• Goal
In your copy, leave out the pictures; write out all the data exactly.
--- --- ---
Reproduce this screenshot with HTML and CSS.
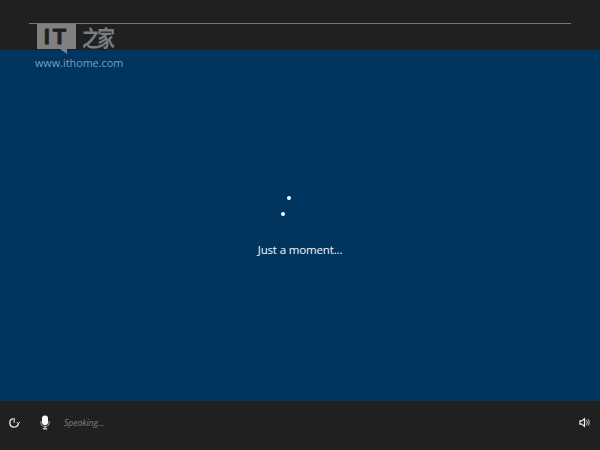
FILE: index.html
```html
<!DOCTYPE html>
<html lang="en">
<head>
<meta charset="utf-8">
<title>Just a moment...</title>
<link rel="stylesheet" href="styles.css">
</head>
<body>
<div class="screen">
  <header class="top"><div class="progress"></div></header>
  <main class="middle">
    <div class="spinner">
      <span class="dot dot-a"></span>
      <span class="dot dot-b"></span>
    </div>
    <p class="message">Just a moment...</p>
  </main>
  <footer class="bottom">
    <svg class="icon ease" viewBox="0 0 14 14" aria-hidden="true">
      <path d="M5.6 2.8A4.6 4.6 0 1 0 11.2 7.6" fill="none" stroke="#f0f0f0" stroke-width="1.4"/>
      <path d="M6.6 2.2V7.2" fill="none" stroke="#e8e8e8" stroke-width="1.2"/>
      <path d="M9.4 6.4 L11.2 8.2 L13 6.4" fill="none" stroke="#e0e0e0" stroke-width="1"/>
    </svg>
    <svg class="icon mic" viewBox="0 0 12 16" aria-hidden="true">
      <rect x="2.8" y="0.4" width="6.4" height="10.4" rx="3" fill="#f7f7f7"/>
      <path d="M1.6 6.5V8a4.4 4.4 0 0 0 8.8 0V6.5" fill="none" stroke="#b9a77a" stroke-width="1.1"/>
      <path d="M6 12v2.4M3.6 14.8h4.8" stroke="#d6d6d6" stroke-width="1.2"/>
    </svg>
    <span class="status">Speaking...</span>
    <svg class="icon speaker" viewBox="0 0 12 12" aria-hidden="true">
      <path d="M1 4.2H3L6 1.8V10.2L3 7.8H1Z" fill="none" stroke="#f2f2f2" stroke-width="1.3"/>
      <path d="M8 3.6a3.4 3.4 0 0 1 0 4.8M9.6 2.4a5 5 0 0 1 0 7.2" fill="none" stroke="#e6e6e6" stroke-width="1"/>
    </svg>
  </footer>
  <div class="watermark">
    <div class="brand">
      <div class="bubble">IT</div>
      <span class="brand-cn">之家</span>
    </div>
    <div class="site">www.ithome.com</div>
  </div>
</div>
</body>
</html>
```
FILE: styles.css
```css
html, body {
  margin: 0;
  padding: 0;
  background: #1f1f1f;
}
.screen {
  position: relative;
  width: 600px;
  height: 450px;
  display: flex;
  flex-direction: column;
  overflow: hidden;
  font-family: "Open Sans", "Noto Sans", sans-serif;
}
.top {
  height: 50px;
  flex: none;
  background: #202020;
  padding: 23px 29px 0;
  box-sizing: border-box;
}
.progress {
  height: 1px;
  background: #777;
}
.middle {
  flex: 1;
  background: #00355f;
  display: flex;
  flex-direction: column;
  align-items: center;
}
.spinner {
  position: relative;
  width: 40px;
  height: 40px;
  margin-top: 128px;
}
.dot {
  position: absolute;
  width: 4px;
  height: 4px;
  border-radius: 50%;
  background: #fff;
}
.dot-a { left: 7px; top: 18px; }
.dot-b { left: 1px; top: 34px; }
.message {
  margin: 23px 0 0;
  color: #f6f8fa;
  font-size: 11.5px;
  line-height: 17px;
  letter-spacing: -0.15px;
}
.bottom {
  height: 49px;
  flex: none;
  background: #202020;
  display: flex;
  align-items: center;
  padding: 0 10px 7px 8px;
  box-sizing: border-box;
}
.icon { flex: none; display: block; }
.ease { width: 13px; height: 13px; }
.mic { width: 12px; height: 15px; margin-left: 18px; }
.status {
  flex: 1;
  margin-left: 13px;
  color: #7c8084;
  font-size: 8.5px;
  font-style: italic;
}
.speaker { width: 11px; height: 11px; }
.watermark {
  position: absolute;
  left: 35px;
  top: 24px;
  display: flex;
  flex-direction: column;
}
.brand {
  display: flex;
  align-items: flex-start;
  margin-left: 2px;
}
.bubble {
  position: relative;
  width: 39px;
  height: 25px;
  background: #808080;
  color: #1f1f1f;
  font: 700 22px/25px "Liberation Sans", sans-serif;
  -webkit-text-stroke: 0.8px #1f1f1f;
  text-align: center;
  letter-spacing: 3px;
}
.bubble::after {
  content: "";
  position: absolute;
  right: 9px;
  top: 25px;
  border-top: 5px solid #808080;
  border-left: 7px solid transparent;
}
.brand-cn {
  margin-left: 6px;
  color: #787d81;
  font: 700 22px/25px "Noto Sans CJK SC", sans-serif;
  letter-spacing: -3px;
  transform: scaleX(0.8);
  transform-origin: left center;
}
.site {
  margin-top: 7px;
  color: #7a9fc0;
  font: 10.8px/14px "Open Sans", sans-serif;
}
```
--- --- ---
• Solution to this task
Reproduce this screenshot with HTML and CSS.
FILE: index.html
```html
<!DOCTYPE html>
<html lang="en">
<head>
<meta charset="utf-8">
<title>Just a moment...</title>
<link rel="stylesheet" href="styles.css">
</head>
<body>
<div class="screen">
  <header class="top"><div class="progress"></div></header>
  <main class="middle">
    <div class="spinner">
      <span class="dot dot-a"></span>
      <span class="dot dot-b"></span>
    </div>
    <p class="message">Just a moment...</p>
  </main>
  <footer class="bottom">
    <svg class="icon ease" viewBox="0 0 14 14" aria-hidden="true">
      <path d="M5.6 2.8A4.6 4.6 0 1 0 11.2 7.6" fill="none" stroke="#f0f0f0" stroke-width="1.4"/>
      <path d="M6.6 2.2V7.2" fill="none" stroke="#e8e8e8" stroke-width="1.2"/>
      <path d="M9.4 6.4 L11.2 8.2 L13 6.4" fill="none" stroke="#e0e0e0" stroke-width="1"/>
    </svg>
    <svg class="icon mic" viewBox="0 0 12 16" aria-hidden="true">
      <rect x="2.8" y="0.4" width="6.4" height="10.4" rx="3" fill="#f7f7f7"/>
      <path d="M1.6 6.5V8a4.4 4.4 0 0 0 8.8 0V6.5" fill="none" stroke="#b9a77a" stroke-width="1.1"/>
      <path d="M6 12v2.4M3.6 14.8h4.8" stroke="#d6d6d6" stroke-width="1.2"/>
    </svg>
    <span class="status">Speaking...</span>
    <svg class="icon speaker" viewBox="0 0 12 12" aria-hidden="true">
      <path d="M1 4.2H3L6 1.8V10.2L3 7.8H1Z" fill="none" stroke="#f2f2f2" stroke-width="1.3"/>
      <path d="M8 3.6a3.4 3.4 0 0 1 0 4.8M9.6 2.4a5 5 0 0 1 0 7.2" fill="none" stroke="#e6e6e6" stroke-width="1"/>
    </svg>
  </footer>
  <div class="watermark">
    <div class="brand">
      <div class="bubble">IT</div>
      <span class="brand-cn">之家</span>
    </div>
    <div class="site">www.ithome.com</div>
  </div>
</div>
</body>
</html>
```
FILE: styles.css
```css
html, body {
  margin: 0;
  padding: 0;
  background: #1f1f1f;
}
.screen {
  position: relative;
  width: 600px;
  height: 450px;
  display: flex;
  flex-direction: column;
  overflow: hidden;
  font-family: "Open Sans", "Noto Sans", sans-serif;
}
.top {
  height: 50px;
  flex: none;
  background: #202020;
  padding: 23px 29px 0;
  box-sizing: border-box;
}
.progress {
  height: 1px;
  background: #777;
}
.middle {
  flex: 1;
  background: #00355f;
  display: flex;
  flex-direction: column;
  align-items: center;
}
.spinner {
  position: relative;
  width: 40px;
  height: 40px;
  margin-top: 128px;
}
.dot {
  position: absolute;
  width: 4px;
  height: 4px;
  border-radius: 50%;
  background: #fff;
}
.dot-a { left: 7px; top: 18px; }
.dot-b { left: 1px; top: 34px; }
.message {
  margin: 23px 0 0;
  color: #f6f8fa;
  font-size: 11.5px;
  line-height: 17px;
  letter-spacing: -0.15px;
}
.bottom {
  height: 49px;
  flex: none;
  background: #202020;
  display: flex;
  align-items: center;
  padding: 0 10px 7px 8px;
  box-sizing: border-box;
}
.icon { flex: none; display: block; }
.ease { width: 13px; height: 13px; }
.mic { width: 12px; height: 15px; margin-left: 18px; }
.status {
  flex: 1;
  margin-left: 13px;
  color: #7c8084;
  font-size: 8.5px;
  font-style: italic;
}
.speaker { width: 11px; height: 11px; }
.watermark {
  position: absolute;
  left: 35px;
  top: 24px;
  display: flex;
  flex-direction: column;
}
.brand {
  display: flex;
  align-items: flex-start;
  margin-left: 2px;
}
.bubble {
  position: relative;
  width: 39px;
  height: 25px;
  background: #808080;
  color: #1f1f1f;
  font: 700 22px/25px "Liberation Sans", sans-serif;
  -webkit-text-stroke: 0.8px #1f1f1f;
  text-align: center;
  letter-spacing: 3px;
}
.bubble::after {
  content: "";
  position: absolute;
  right: 9px;
  top: 25px;
  border-top: 5px solid #808080;
  border-left: 7px solid transparent;
}
.brand-cn {
  margin-left: 6px;
  color: #787d81;
  font: 700 22px/25px "Noto Sans CJK SC", sans-serif;
  letter-spacing: -3px;
  transform: scaleX(0.8);
  transform-origin: left center;
}
.site {
  margin-top: 7px;
  color: #7a9fc0;
  font: 10.8px/14px "Open Sans", sans-serif;
}
```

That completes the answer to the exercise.